だって私なんか日本から出たこともないのに。
そして妄想するのはこれくらいにして、実際にコップに触ってみると、コップの硬さと冷たさを感じる。
触れたらそれが現実だとリアリティを持って感じるだろう。
でもそれだって脳が作り出した幻想なのだ。
コップを触るとコップの感触がする。
この感じは一人一人が経験を重ねることによって独自に身につけていて、誰かと感覚を共有することはできない。
それがクオリア。
この本には、私たちの宇宙と人生がクオリアによって成り立っていることが書かれている。

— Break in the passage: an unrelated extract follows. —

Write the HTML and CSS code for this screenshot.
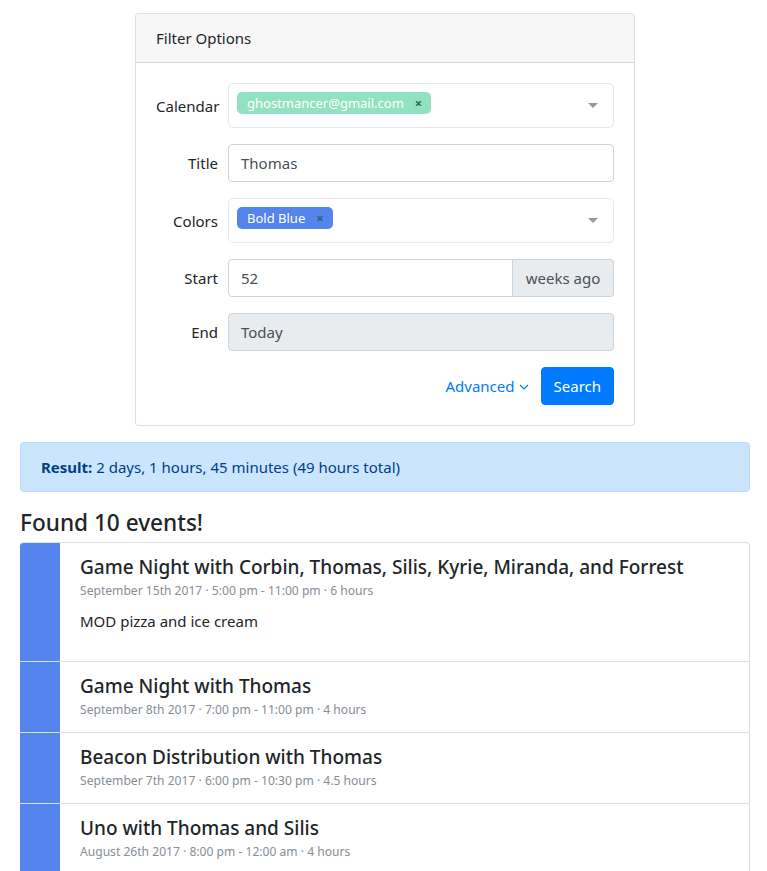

クオリアについては、前に書いたので詳しくはそっちをどうぞ。
現代、人間が世界を把握するために採用している<科学>では、このクオリアが何であるのかを明確に説明し証明することができない。
でもクオリアは確実に存在する。
それは日々生きていればだれでも感じることができる。
赤信号を見たときに見えているあの赤い色。
梅干しを食べときのすっぱい味。
音楽を聴いてギターの音を認識するとき。
私たちは色のクオリア、味のクオリア、音のクオリアを体験している。
音楽を聴く。耳から空気の振動である音が入ってきて耳の中の機能を通じて脳に伝わり音が聞こえるところまでは科学的解釈で説明することができる。
しかし、そのあと、その音を聞いた私たちがそれを心地よく思ったり、不快に思ったりする仕組みがさっぱり説明できない。
私が好きで好きでしかたない曲でも、隣にいる人にとっては我慢ならない騒音だったりする。
それがなぜ起こるのか、誰にも説明できない。
そもそも、雑音は雑音、音楽は音楽、言葉は言葉として識別している仕組みすらよくわかっていない。
科学というのは、この世界のなりたちを簡潔に説明するこはできるけど、そこに存在している一番重要な、<わたしたちの精神>を全く無視した考え方なのである。
これじゃあ、いつまでたっても肝心なところが見えてこなそうだね・・・。
興味のある人はぜひこの本、読んでみてー。
茂木先生の文章は、驚くほど美しくてわかりやすくて読みやすい。
日本語の読み物としてもとても心地よかった。